4 véhicules, 56 m3 de matériel, 47 ordinateurs, 8 Français, 1 Italienne : voici le carnet de bord de notre 10ème convoi humanitaire pour soutenir les enfants serbes du Kosovo-Métochie et leurs parents.
Samedi 26 décembre 2009
Partis à 18h30 de Grenoble, nous roulons dare-dare direction l’Italie afin d’y récupérer le produit d’une collecte.
Arrivés sur le coup des 21h dans la Cité Turinoise, nous chargeons plusieurs mètres cubes de vêtements et de jouets stockés par une association italienne : c’est aussi cela la solidarité européenne ! Une fois l’Autostrade regagnée, nous nous arrêtons le temps de nous restaurer et de finalement faire connaissance au sein de l’équipe : certains visages sont connus des uns ou des autres, mais c’est la première fois que nous sommes ainsi tous réunis.
Le repas achevé, les conversations vont bon train dans les cabines: études, comparaisons des réseaux autoroutiers, goûts musicaux, spiritualités européennes, les sujets sont éclectiques. Mais peu de temps après avoir repassé la cinquième vitesse, un des camions a beaucoup de mal à rester d’aplomb : crevaison ! Nous nous dirigeons résignés vers la première bretelle afin de palier à cette fortune de route. Tout en changeant la roue, nous commençons à douter du sérieux de l’entreprise à qui nous avons loué les véhicules: tiendront-ils jusqu’à Kosovska Mitrovica?
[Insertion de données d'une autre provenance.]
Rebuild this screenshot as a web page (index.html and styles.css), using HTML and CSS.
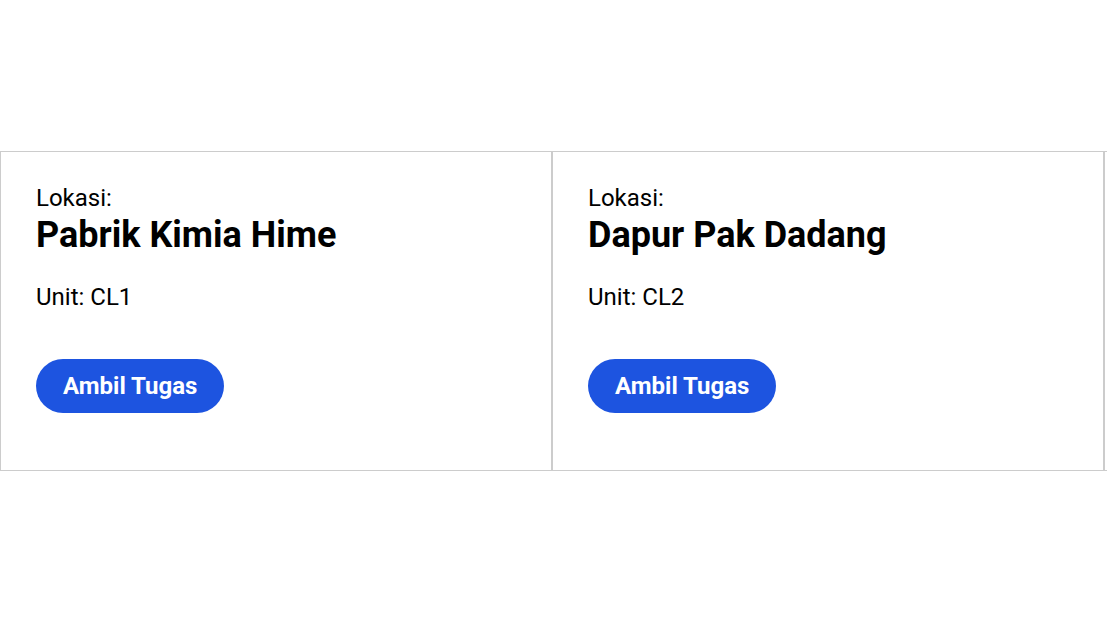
FILE: index.html
```html
<!DOCTYPE html>
<html lang="id">
<head>
<meta charset="utf-8">
<title>Tugas</title>
<link rel="stylesheet" href="styles.css">
</head>
<body>
<main class="board">
  <section class="card">
    <p class="label">Lokasi:</p>
    <h2 class="title">Pabrik Kimia Hime</h2>
    <p class="unit">Unit: CL1</p>
    <button class="btn" type="button">Ambil Tugas</button>
  </section>
  <section class="card">
    <p class="label">Lokasi:</p>
    <h2 class="title">Dapur Pak Dadang</h2>
    <p class="unit">Unit: CL2</p>
    <button class="btn" type="button">Ambil Tugas</button>
  </section>
  <section class="card card-hidden" aria-hidden="true"></section>
</main>
</body>
</html>
```
FILE: styles.css
```css
html, body {
  margin: 0;
  padding: 0;
  background: #fff;
  overflow: hidden;
}
body {
  font-family: Roboto, "Liberation Sans", sans-serif;
  color: #000;
}
.board {
  display: flex;
  align-items: center;
  height: 100vh;
}
.card {
  flex: 0 0 552px;
  box-sizing: border-box;
  height: 320px;
  border: 1px solid #cccccc;
  padding: 32px 35px 0;
  display: flex;
  flex-direction: column;
  align-items: flex-start;
}
.label {
  margin: 0;
  font-size: 24px;
  line-height: normal;
}
.title {
  margin: 2px 0 0;
  font-size: 36px;
  font-weight: 700;
  line-height: normal;
}
.unit {
  margin: 27px 0 0;
  font-size: 24px;
  line-height: normal;
}
.btn {
  margin-top: 48px;
  height: 54px;
  padding: 0 27px;
  border: none;
  border-radius: 27px;
  background: #1d54e0;
  color: #fff;
  font-family: Roboto, "Liberation Sans", sans-serif;
  font-size: 24px;
  font-weight: 700;
  cursor: pointer;
}
```
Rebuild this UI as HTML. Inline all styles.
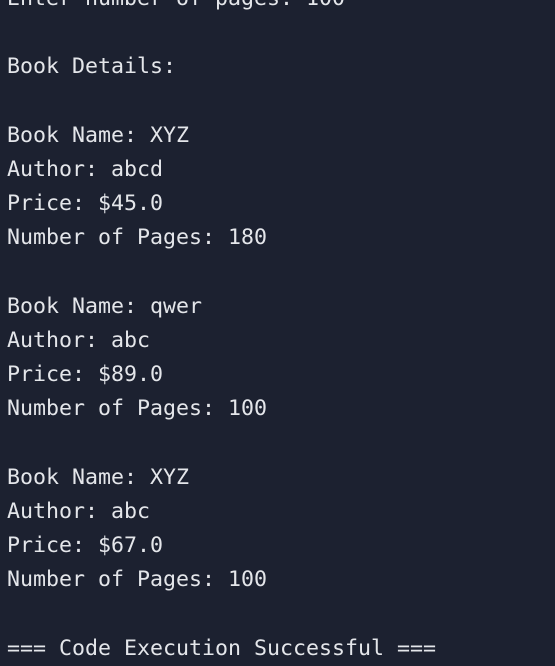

Finalement, après avoir réparé, nous nous orientons vers un lieu tranquille pour camper quelques heures : la tente plutôt que l’hôtel, il n’y a pas de petites économies chez SK !
Dimanche
Repartis au petit jour, nous passons au large de Padova (Padoue) vers 11heures. Lors de la pause, un esprit taquin nous fait remarquer que nous sommes neuf bénévoles durant cette mission. Neuf volontaires pour un long voyage au travers de contrées inconnues pour nombre d’entre nous. Neuf volontaires pour aller aider un peu leurs frères de l’autre bout de l’Europe. Ainsi nourris de sandwichs et de références littéraires, nous nous apprêtons à affronter les premières douanes de l’ex-Yougoslavie. Elles sont connues pour leur rigorisme quasi-soviétique demeuré intact depuis 1945…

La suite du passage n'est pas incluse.